-- START OF PROVIDED DATA --

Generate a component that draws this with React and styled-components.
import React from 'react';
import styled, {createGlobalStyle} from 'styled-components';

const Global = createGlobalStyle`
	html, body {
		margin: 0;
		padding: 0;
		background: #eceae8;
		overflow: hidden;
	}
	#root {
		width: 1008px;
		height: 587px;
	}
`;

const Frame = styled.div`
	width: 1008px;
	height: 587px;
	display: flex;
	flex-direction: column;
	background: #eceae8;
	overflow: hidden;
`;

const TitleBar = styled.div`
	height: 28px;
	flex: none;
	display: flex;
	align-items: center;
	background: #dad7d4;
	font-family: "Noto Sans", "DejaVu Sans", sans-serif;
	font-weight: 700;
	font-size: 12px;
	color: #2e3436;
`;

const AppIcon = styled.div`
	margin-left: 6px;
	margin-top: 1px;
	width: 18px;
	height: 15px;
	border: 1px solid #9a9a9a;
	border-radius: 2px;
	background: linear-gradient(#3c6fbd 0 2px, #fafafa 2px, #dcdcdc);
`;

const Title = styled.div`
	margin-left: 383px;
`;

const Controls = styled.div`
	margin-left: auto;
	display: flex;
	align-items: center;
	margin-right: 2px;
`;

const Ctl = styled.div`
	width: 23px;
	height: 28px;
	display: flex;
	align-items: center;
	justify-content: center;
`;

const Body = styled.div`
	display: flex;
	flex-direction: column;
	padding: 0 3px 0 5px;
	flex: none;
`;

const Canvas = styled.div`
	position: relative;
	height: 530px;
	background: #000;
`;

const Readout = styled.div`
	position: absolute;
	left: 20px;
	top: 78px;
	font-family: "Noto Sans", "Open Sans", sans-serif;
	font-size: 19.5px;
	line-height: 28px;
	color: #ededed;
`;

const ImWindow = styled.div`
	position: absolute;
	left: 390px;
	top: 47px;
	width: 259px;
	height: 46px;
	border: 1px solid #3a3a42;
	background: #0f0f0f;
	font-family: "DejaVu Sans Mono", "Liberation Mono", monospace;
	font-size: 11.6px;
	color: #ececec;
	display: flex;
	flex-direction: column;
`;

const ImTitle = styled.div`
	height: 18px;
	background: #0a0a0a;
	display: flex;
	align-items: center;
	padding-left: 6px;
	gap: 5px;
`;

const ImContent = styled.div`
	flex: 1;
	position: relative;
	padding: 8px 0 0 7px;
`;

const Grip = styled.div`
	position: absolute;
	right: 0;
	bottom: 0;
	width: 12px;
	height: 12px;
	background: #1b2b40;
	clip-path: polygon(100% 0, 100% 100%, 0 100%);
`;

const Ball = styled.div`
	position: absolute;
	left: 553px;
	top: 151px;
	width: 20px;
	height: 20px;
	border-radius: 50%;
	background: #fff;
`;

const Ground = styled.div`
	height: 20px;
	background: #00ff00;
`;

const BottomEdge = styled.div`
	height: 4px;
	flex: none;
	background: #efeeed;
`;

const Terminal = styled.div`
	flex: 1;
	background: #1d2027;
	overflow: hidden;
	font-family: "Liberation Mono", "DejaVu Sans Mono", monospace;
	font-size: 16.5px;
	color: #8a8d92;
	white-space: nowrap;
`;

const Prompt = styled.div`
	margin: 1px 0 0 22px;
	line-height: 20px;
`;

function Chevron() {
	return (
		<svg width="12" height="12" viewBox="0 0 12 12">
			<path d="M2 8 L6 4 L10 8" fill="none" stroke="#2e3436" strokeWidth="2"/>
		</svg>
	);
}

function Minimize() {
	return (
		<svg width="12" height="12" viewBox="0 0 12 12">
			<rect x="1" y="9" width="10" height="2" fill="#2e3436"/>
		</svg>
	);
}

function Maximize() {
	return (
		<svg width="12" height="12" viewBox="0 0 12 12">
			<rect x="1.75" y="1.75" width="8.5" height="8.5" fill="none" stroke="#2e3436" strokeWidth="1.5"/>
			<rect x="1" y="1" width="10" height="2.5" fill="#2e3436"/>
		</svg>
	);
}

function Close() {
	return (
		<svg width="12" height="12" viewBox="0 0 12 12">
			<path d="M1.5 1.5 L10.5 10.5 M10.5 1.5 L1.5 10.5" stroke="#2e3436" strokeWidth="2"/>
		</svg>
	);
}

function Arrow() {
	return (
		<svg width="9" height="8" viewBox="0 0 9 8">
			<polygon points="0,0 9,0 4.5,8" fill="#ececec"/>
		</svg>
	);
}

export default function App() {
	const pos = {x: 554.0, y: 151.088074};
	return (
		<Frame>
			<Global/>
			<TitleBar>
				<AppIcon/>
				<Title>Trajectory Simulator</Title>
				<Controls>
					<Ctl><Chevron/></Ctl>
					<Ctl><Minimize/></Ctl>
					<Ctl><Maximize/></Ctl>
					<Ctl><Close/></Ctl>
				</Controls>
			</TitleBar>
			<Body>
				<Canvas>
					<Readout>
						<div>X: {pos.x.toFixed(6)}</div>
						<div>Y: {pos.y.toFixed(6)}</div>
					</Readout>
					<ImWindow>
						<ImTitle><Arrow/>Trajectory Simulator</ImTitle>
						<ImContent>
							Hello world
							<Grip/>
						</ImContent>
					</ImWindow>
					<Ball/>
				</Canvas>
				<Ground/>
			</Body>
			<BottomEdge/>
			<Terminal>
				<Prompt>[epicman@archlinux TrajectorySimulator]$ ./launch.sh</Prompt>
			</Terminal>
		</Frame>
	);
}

-- END OF PROVIDED DATA --

_WRITTEN INSTRUCTION:_ Reproduce the material verbatim, line by line.

_EXERCISE OUTPUT:_
Generate a component that draws this with React and styled-components.
import React from 'react';
import styled, {createGlobalStyle} from 'styled-components';

const Global = createGlobalStyle`
	html, body {
		margin: 0;
		padding: 0;
		background: #eceae8;
		overflow: hidden;
	}
	#root {
		width: 1008px;
		height: 587px;
	}
`;

const Frame = styled.div`
	width: 1008px;
	height: 587px;
	display: flex;
	flex-direction: column;
	background: #eceae8;
	overflow: hidden;
`;

const TitleBar = styled.div`
	height: 28px;
	flex: none;
	display: flex;
	align-items: center;
	background: #dad7d4;
	font-family: "Noto Sans", "DejaVu Sans", sans-serif;
	font-weight: 700;
	font-size: 12px;
	color: #2e3436;
`;

const AppIcon = styled.div`
	margin-left: 6px;
	margin-top: 1px;
	width: 18px;
	height: 15px;
	border: 1px solid #9a9a9a;
	border-radius: 2px;
	background: linear-gradient(#3c6fbd 0 2px, #fafafa 2px, #dcdcdc);
`;

const Title = styled.div`
	margin-left: 383px;
`;

const Controls = styled.div`
	margin-left: auto;
	display: flex;
	align-items: center;
	margin-right: 2px;
`;

const Ctl = styled.div`
	width: 23px;
	height: 28px;
	display: flex;
	align-items: center;
	justify-content: center;
`;

const Body = styled.div`
	display: flex;
	flex-direction: column;
	padding: 0 3px 0 5px;
	flex: none;
`;

const Canvas = styled.div`
	position: relative;
	height: 530px;
	background: #000;
`;

const Readout = styled.div`
	position: absolute;
	left: 20px;
	top: 78px;
	font-family: "Noto Sans", "Open Sans", sans-serif;
	font-size: 19.5px;
	line-height: 28px;
	color: #ededed;
`;

const ImWindow = styled.div`
	position: absolute;
	left: 390px;
	top: 47px;
	width: 259px;
	height: 46px;
	border: 1px solid #3a3a42;
	background: #0f0f0f;
	font-family: "DejaVu Sans Mono", "Liberation Mono", monospace;
	font-size: 11.6px;
	color: #ececec;
	display: flex;
	flex-direction: column;
`;

const ImTitle = styled.div`
	height: 18px;
	background: #0a0a0a;
	display: flex;
	align-items: center;
	padding-left: 6px;
	gap: 5px;
`;

const ImContent = styled.div`
	flex: 1;
	position: relative;
	padding: 8px 0 0 7px;
`;

const Grip = styled.div`
	position: absolute;
	right: 0;
	bottom: 0;
	width: 12px;
	height: 12px;
	background: #1b2b40;
	clip-path: polygon(100% 0, 100% 100%, 0 100%);
`;

const Ball = styled.div`
	position: absolute;
	left: 553px;
	top: 151px;
	width: 20px;
	height: 20px;
	border-radius: 50%;
	background: #fff;
`;

const Ground = styled.div`
	height: 20px;
	background: #00ff00;
`;

const BottomEdge = styled.div`
	height: 4px;
	flex: none;
	background: #efeeed;
`;

const Terminal = styled.div`
	flex: 1;
	background: #1d2027;
	overflow: hidden;
	font-family: "Liberation Mono", "DejaVu Sans Mono", monospace;
	font-size: 16.5px;
	color: #8a8d92;
	white-space: nowrap;
`;

const Prompt = styled.div`
	margin: 1px 0 0 22px;
	line-height: 20px;
`;

function Chevron() {
	return (
		<svg width="12" height="12" viewBox="0 0 12 12">
			<path d="M2 8 L6 4 L10 8" fill="none" stroke="#2e3436" strokeWidth="2"/>
		</svg>
	);
}

function Minimize() {
	return (
		<svg width="12" height="12" viewBox="0 0 12 12">
			<rect x="1" y="9" width="10" height="2" fill="#2e3436"/>
		</svg>
	);
}

function Maximize() {
	return (
		<svg width="12" height="12" viewBox="0 0 12 12">
			<rect x="1.75" y="1.75" width="8.5" height="8.5" fill="none" stroke="#2e3436" strokeWidth="1.5"/>
			<rect x="1" y="1" width="10" height="2.5" fill="#2e3436"/>
		</svg>
	);
}

function Close() {
	return (
		<svg width="12" height="12" viewBox="0 0 12 12">
			<path d="M1.5 1.5 L10.5 10.5 M10.5 1.5 L1.5 10.5" stroke="#2e3436" strokeWidth="2"/>
		</svg>
	);
}

function Arrow() {
	return (
		<svg width="9" height="8" viewBox="0 0 9 8">
			<polygon points="0,0 9,0 4.5,8" fill="#ececec"/>
		</svg>
	);
}

export default function App() {
	const pos = {x: 554.0, y: 151.088074};
	return (
		<Frame>
			<Global/>
			<TitleBar>
				<AppIcon/>
				<Title>Trajectory Simulator</Title>
				<Controls>
					<Ctl><Chevron/></Ctl>
					<Ctl><Minimize/></Ctl>
					<Ctl><Maximize/></Ctl>
					<Ctl><Close/></Ctl>
				</Controls>
			</TitleBar>
			<Body>
				<Canvas>
					<Readout>
						<div>X: {pos.x.toFixed(6)}</div>
						<div>Y: {pos.y.toFixed(6)}</div>
					</Readout>
					<ImWindow>
						<ImTitle><Arrow/>Trajectory Simulator</ImTitle>
						<ImContent>
							Hello world
							<Grip/>
						</ImContent>
					</ImWindow>
					<Ball/>
				</Canvas>
				<Ground/>
			</Body>
			<BottomEdge/>
			<Terminal>
				<Prompt>[epicman@archlinux TrajectorySimulator]$ ./launch.sh</Prompt>
			</Terminal>
		</Frame>
	);
}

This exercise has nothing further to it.